* [Task prompt] Report all lines holding "size".

* [Provided data]
☆ ☆ ☆ ☆ ☆ ☆ ☆

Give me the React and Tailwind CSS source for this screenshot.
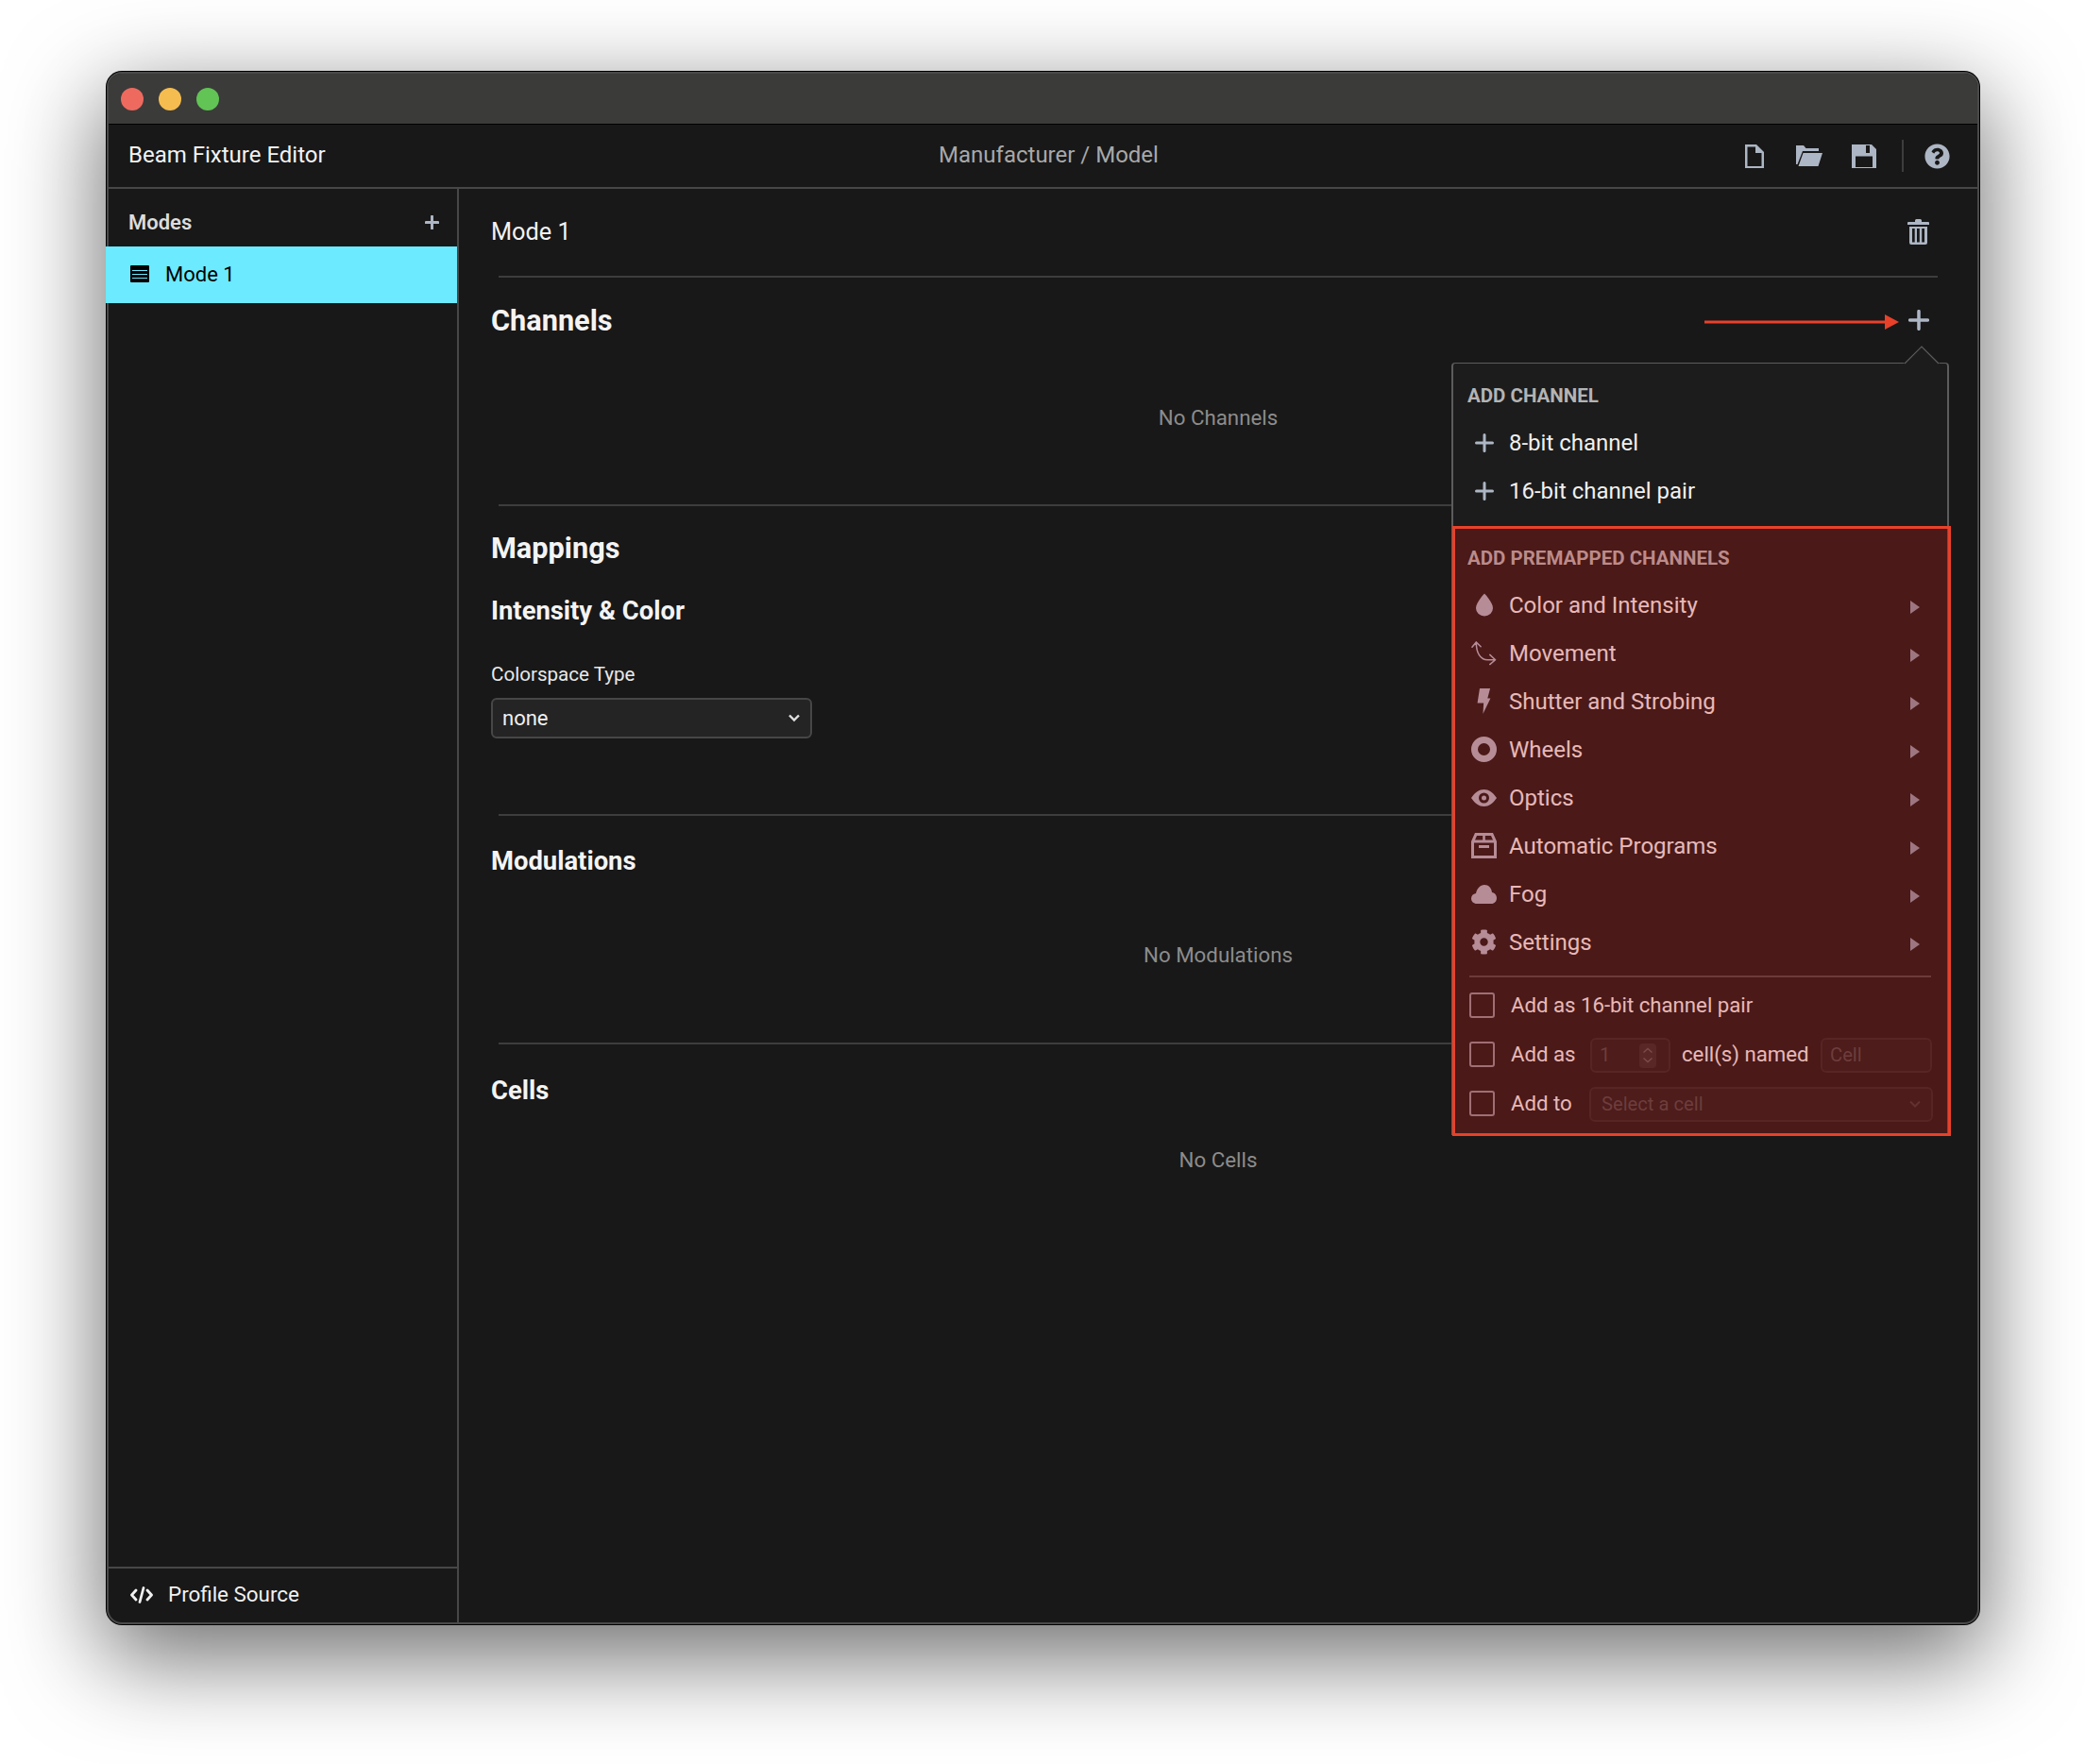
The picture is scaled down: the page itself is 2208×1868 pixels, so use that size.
import React from "react";
import { FaCog, FaQuestionCircle } from "react-icons/fa";

const Plus = ({ size = 20, w = 3 }) => (
  <svg width={size} height={size} viewBox="0 0 20 20" fill="none" stroke="currentColor" strokeWidth={w} strokeLinecap="round">
    <path d="M10 1.5V18.5M1.5 10H18.5" />
  </svg>
);

const Drop = () => (
  <svg width="18" height="25" viewBox="0 0 18 24" fill="currentColor">
    <path d="M9 0C9 0 0 9.5 0 15.5A9 8.5 0 0 0 18 15.5C18 9.5 9 0 9 0Z" />
  </svg>
);

const Move = () => (
  <svg width="28" height="27" viewBox="0 0 28 27" fill="none" stroke="currentColor" strokeWidth="1.6" strokeLinecap="round" strokeLinejoin="round">
    <path d="M1 7L5.5 1.5L10.5 6.5M5.5 2C5.5 13 10 21 18 21H26.5M20.5 15.5L26.5 21L20.5 26" />
  </svg>
);

const Bolt = () => (
  <svg width="15" height="27" viewBox="0 0 40 78" fill="currentColor">
    <path d="M7 0H39L31 30H40L17 78L19 45H0Z" />
  </svg>
);

const Ring = () => (
  <svg width="27" height="27" viewBox="0 0 27 27" fill="none" stroke="currentColor" strokeWidth="7">
    <circle cx="13.5" cy="13.5" r="10" />
  </svg>
);

const Eye = () => (
  <svg width="27" height="18" viewBox="0 0 27 18" fill="currentColor" fillRule="evenodd">
    <path d="M0 9C4 3 8.5 0 13.5 0C18.5 0 23 3 27 9C23 15 18.5 18 13.5 18C8.5 18 4 15 0 9ZM8 9A5.5 5.5 0 1 0 19 9A5.5 5.5 0 1 0 8 9ZM11 9A2.5 2.5 0 1 0 16 9A2.5 2.5 0 1 0 11 9Z" />
  </svg>
);

const Box = () => (
  <svg width="27" height="27" viewBox="0 0 27 27" fill="currentColor" fillRule="evenodd">
    <path d="M4 0H23L27 9V27H0V9ZM6 3H12.2V7.5H4ZM14.8 3H21L23 7.5H14.8ZM3 10.5H24V24H3ZM8 13H19V16H8Z" />
  </svg>
);

const Cloud = () => (
  <svg width="27" height="20" viewBox="0 0 27 20" fill="currentColor">
    <path d="M6 20C2.5 20 0 17.5 0 14.5C0 11.5 2 9.5 5 9C6 4 9.5 0 14 0C18.5 0 21.5 3.5 22 8C25 8.5 27 11 27 14C27 17.5 24.5 20 21.5 20Z" />
  </svg>
);

const FileIcon = () => (
  <svg width="20" height="25" viewBox="0 0 20 25" fill="currentColor" fillRule="evenodd">
    <path d="M0 0H12L20 8V25H0ZM2.5 2.5H11V9H17.5V23H2.5Z" />
  </svg>
);

const FolderIcon = () => (
  <svg width="28" height="22" viewBox="0 0 28 22" fill="currentColor">
    <path d="M0 0H8L10.5 3H24V6H7L1.5 20H0ZM7.5 8H28L23.5 22H2.5Z" />
  </svg>
);

const SaveIcon = () => (
  <svg width="26" height="25" viewBox="0 0 26 25" fill="currentColor" fillRule="evenodd">
    <path d="M0 0H21L26 5V25H0ZM4 12.5H22V24H4ZM15 1H19V9H15Z" />
  </svg>
);

const TrashIcon = () => (
  <svg width="23" height="27" viewBox="0 0 23 27" fill="currentColor" fillRule="evenodd">
    <path d="M8 1.5Q8 0 9.5 0H13.5Q15 0 15 1.5V3H22Q23 3 23 4V6H0V4Q0 3 1 3H8Z" />
    <path d="M2 8H21V25Q21 27 19 27H4Q2 27 2 25ZM5 10V24.5H7.7V10ZM10 10V24.5H12.8V10ZM15.2 10V24.5H18V10Z" />
  </svg>
);

const ListIcon = () => (
  <svg width="20" height="18" viewBox="0 0 20 18" fill="currentColor" fillRule="evenodd">
    <path d="M1 0H19Q20 0 20 1V17Q20 18 19 18H1Q0 18 0 17V1Q0 0 1 0ZM2 5V6H18V5ZM2 9V10H18V9ZM2 13V14H18V13Z" />
  </svg>
);

const CodeIcon = () => (
  <svg width="24" height="18" viewBox="0 0 24 18" fill="none" stroke="currentColor" strokeWidth="2.8" strokeLinecap="round" strokeLinejoin="round">
    <path d="M6 4L1.5 9L6 14M18 4L22.5 9L18 14M14 1.5L10 16.5" />
  </svg>
);

const Chevron = ({ className, w = 2 }) => (
  <svg width="14" height="9" viewBox="0 0 14 9" fill="none" stroke="currentColor" strokeWidth={w} className={className}>
    <path d="M2 1.5L7 6.5L12 1.5" />
  </svg>
);

const premapped = [
  { label: "Color and Intensity", icon: <Drop /> },
  { label: "Movement", icon: <Move /> },
  { label: "Shutter and Strobing", icon: <Bolt /> },
  { label: "Wheels", icon: <Ring /> },
  { label: "Optics", icon: <Eye /> },
  { label: "Automatic Programs", icon: <Box /> },
  { label: "Fog", icon: <Cloud /> },
  { label: "Settings", icon: <FaCog size={27} /> },
];

const Divider = () => <div className="h-[2px] mx-[42px] bg-[#3d3d3d]" />;

const EmptyText = ({ children, className }) => (
  <div className={`flex items-center justify-center text-[22.3px] text-[#8c8c8c] ${className}`}>{children}</div>
);

const MenuRow = ({ icon, label, submenu }) => (
  <div className="flex items-center h-[51px] pl-[19px] pr-[29px] text-[24px] text-[#f0f0f0]">
    <span className="w-[27px] flex justify-center text-[#adb6c4]">{icon}</span>
    <span className="ml-[13px] flex-1">{label}</span>
    {submenu && (
      <svg width="10" height="14" viewBox="0 0 10 14" className="mt-[5px] text-[#8c99a8]" fill="currentColor">
        <path d="M0 0L10 7L0 14Z" />
      </svg>
    )}
  </div>
);

const CheckRow = ({ children }) => (
  <div className="flex items-center h-[52px] pl-[17px] text-[22.2px] text-[#f0f0f0]">
    <span className="w-[27px] h-[27px] mb-[2px] rounded-[3px] border-2 border-[#8f8f98] mr-[17px] shrink-0" />
    {children}
  </div>
);

const Disabled = ({ className, children }) => (
  <div className={`h-[37px] mt-[1px] rounded-[6px] border-2 border-[#2c2c2c] bg-[#202020] flex items-center text-[20.2px] text-[#4c4c4c] ${className}`}>
    {children}
  </div>
);

export default function App() {
  return (
    <div className="w-full h-[1868px] bg-white pt-[76px] pl-[113px] [font-family:Roboto,sans-serif] overflow-hidden">
      <div className="relative w-[1983px] h-[1644px] flex flex-col rounded-[16px] border-2 border-[#4a4a4a] bg-[#181818] shadow-[0_0_0_1px_#000,0_31px_98px_6px_rgba(0,0,0,0.56)]">
        <div className="h-[54px] shrink-0 flex items-center gap-[16px] pl-[13px] rounded-t-[14px] bg-[#3b3b3a] border-b border-black">
          <span className="w-[24px] h-[24px] rounded-full bg-[#ee6a5f]" />
          <span className="w-[24px] h-[24px] rounded-full bg-[#f5bd4f]" />
          <span className="w-[24px] h-[24px] rounded-full bg-[#61c454]" />
        </div>

        <header className="h-[68px] shrink-0 flex items-center border-b-2 border-[#474747] pl-[21px] pr-[29px]">
          <div className="flex-1 pb-[2px] text-[24px] text-[#f2f2f2]">Beam Fixture Editor</div>
          <div className="ml-[20px] pb-[2px] text-[24px] text-[#a8a8a8]">Manufacturer / Model</div>
          <div className="flex-1 flex items-center justify-end text-[#adb6c4]">
            <FileIcon />
            <span className="ml-[34px]"><FolderIcon /></span>
            <span className="ml-[31px]"><SaveIcon /></span>
            <span className="ml-[27px] w-[2px] h-[34px] bg-[#3d3d3d]" />
            <span className="ml-[22px] flex"><FaQuestionCircle size={27} /></span>
          </div>
        </header>

        <div className="flex-1 flex min-h-0">
          <aside className="w-[371px] shrink-0 flex flex-col border-r-2 border-[#474747]">
            <div className="h-[61px] pt-[9px] flex items-center justify-between pl-[21px] pr-[19px]">
              <span className="text-[22px] font-semibold text-[#dcdcdc]">Modes</span>
              <span className="text-[#adb6c4]"><Plus size={15} w={4} /></span>
            </div>
            <div className="h-[60px] -ml-[3px] pb-[2px] flex items-center bg-[#6ceaff] pl-[26px] text-black text-[22px]">
              <ListIcon />
              <span className="ml-[17px]">Mode 1</span>
            </div>
            <div className="flex-1" />
            <div className="h-[59px] pb-[1px] flex items-center border-t-2 border-[#474747] pl-[23px] text-[22.4px] text-[#f0f0f0]">
              <CodeIcon />
              <span className="ml-[16px]">Profile Source</span>
            </div>
          </aside>

          <main className="relative flex-1 min-w-0">
            <div className="h-[92px] pb-[1px] pl-[34px] pr-[51px] flex items-center justify-between">
              <span className="text-[25.3px] text-[#f2f2f2]">Mode 1</span>
              <span className="text-[#adb6c4]"><TrashIcon /></span>
            </div>
            <Divider />

            <div className="h-[90px] pl-[34px] pr-[51px] flex items-center justify-between">
              <h2 className="pt-[2px] text-[30.7px] font-bold text-[#f4f4f4]">Channels</h2>
              <span className="text-[#adb6c4]"><Plus size={22} w={3.2} /></span>
            </div>
            <EmptyText className="h-[118px] mb-[32px]">No Channels</EmptyText>
            <Divider />

            <div className="h-[89px] pt-[2px] pl-[34px] flex items-center">
              <h2 className="text-[30.7px] font-bold text-[#f4f4f4]">Mappings</h2>
            </div>
            <div className="h-[45px] pl-[34px] flex items-center">
              <h3 className="text-[27.4px] font-bold text-[#f4f4f4]">Intensity &amp; Color</h3>
            </div>
            <div className="mt-[31px] h-[26px] pl-[34px] flex items-center text-[20.6px] text-[#e8e8e8]">Colorspace Type</div>
            <div className="mt-[12px] mb-[80px] ml-[34px] w-[340px] h-[43px] rounded-[6px] border-2 border-[#474747] bg-[#242424] flex items-center justify-between pl-[10px] pr-[10px] text-[22px] text-[#f0f0f0]">
              none
              <Chevron className="text-[#e0e0e0]" w={2.4} />
            </div>
            <Divider />

            <div className="h-[97px] pl-[34px] flex items-center">
              <h2 className="text-[27.4px] font-bold text-[#f4f4f4]">Modulations</h2>
            </div>
            <EmptyText className="h-[102px] mb-[41px]">No Modulations</EmptyText>
            <Divider />

            <div className="h-[100px] pl-[34px] flex items-center">
              <h2 className="text-[27.4px] font-bold text-[#f4f4f4]">Cells</h2>
            </div>
            <EmptyText className="h-[46px]">No Cells</EmptyText>

            <svg width="206" height="16" viewBox="0 0 206 16" className="absolute left-[1319px] top-[133px]">
              <path d="M0 8H193" stroke="#e8412a" strokeWidth="3" />
              <path d="M191 0L206 8L191 16Z" fill="#e8412a" />
            </svg>

            <div className="absolute left-[1051px] top-[184px] w-[527px] h-[818px] bg-[#1c1c1c] border-x-2 border-t border-[#5c5c5c] rounded-t-[4px]">
              <svg width="38" height="21" viewBox="0 0 38 21" className="absolute left-[477px] -top-[19px]">
                <path d="M0 19L19 1L38 19V21H0Z" fill="#1c1c1c" />
                <path d="M1 19L19 1L37 19" fill="none" stroke="#5c5c5c" strokeWidth="1.2" />
              </svg>

              <div className="h-[32px] mt-[18px] ml-[15px] flex items-center text-[20.5px] font-bold uppercase text-[#b4b4b4]">Add Channel</div>
              <div className="mt-[8px] pb-[13px]">
                <MenuRow icon={<Plus />} label="8-bit channel" />
                <MenuRow icon={<Plus />} label="16-bit channel pair" />
              </div>

              <div className="h-[32px] mt-[17px] ml-[15px] flex items-center text-[20.5px] font-bold uppercase text-[#b4b4b4]">Add Premapped Channels</div>
              <div className="mt-[8px]">
                {premapped.map((item) => (
                  <MenuRow key={item.label} icon={item.icon} label={item.label} submenu />
                ))}
              </div>
              <div className="h-[2px] mt-[10px] mb-[4px] mx-[17px] bg-[#4a4a4a]" />

              <CheckRow>Add as 16-bit channel pair</CheckRow>
              <CheckRow>
                <span className="w-[84px] shrink-0">Add as</span>
                <Disabled className="w-[85px] pl-[8px] justify-between pr-[13px]">
                  1
                  <span className="w-[18px] h-[26px] rounded-[4px] bg-[#2f2f2f] flex flex-col items-center justify-center gap-[3px] text-[#5e5e5e]">
                    <svg width="12" height="7" viewBox="0 0 12 7" fill="none" stroke="currentColor" strokeWidth="1.5">
                      <path d="M1.5 5.5L6 1.5L10.5 5.5" />
                    </svg>
                    <svg width="12" height="7" viewBox="0 0 12 7" fill="none" stroke="currentColor" strokeWidth="1.5">
                      <path d="M1.5 1.5L6 5.5L10.5 1.5" />
                    </svg>
                  </span>
                </Disabled>
                <span className="ml-[12px] w-[147px] shrink-0">cell(s) named</span>
                <Disabled className="w-[118px] pl-[8px]">Cell</Disabled>
              </CheckRow>
              <CheckRow>
                <span className="w-[83px] shrink-0">Add to</span>
                <Disabled className="w-[364px] pl-[11px] pr-[10px] justify-between">
                  Select a cell
                  <Chevron className="text-[#3c3c3c]" />
                </Disabled>
              </CheckRow>

              <div className="absolute -left-[1px] -right-[4px] top-[172px] -bottom-[1px] border-[3px] border-[#e8412a] bg-[rgba(212,16,12,0.25)] pointer-events-none" />
            </div>
          </main>
        </div>
      </div>
    </div>
  );
}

☆ ☆ ☆ ☆ ☆ ☆ ☆

* [Output below]
The picture is scaled down: the page itself is 2208×1868 pixels, so use that size.
const Plus = ({ size = 20, w = 3 }) => (
  <svg width={size} height={size} viewBox="0 0 20 20" fill="none" stroke="currentColor" strokeWidth={w} strokeLinecap="round">
  { label: "Settings", icon: <FaCog size={27} /> },
            <span className="ml-[22px] flex"><FaQuestionCircle size={27} /></span>
              <span className="text-[#adb6c4]"><Plus size={15} w={4} /></span>
              <span className="text-[#adb6c4]"><Plus size={22} w={3.2} /></span>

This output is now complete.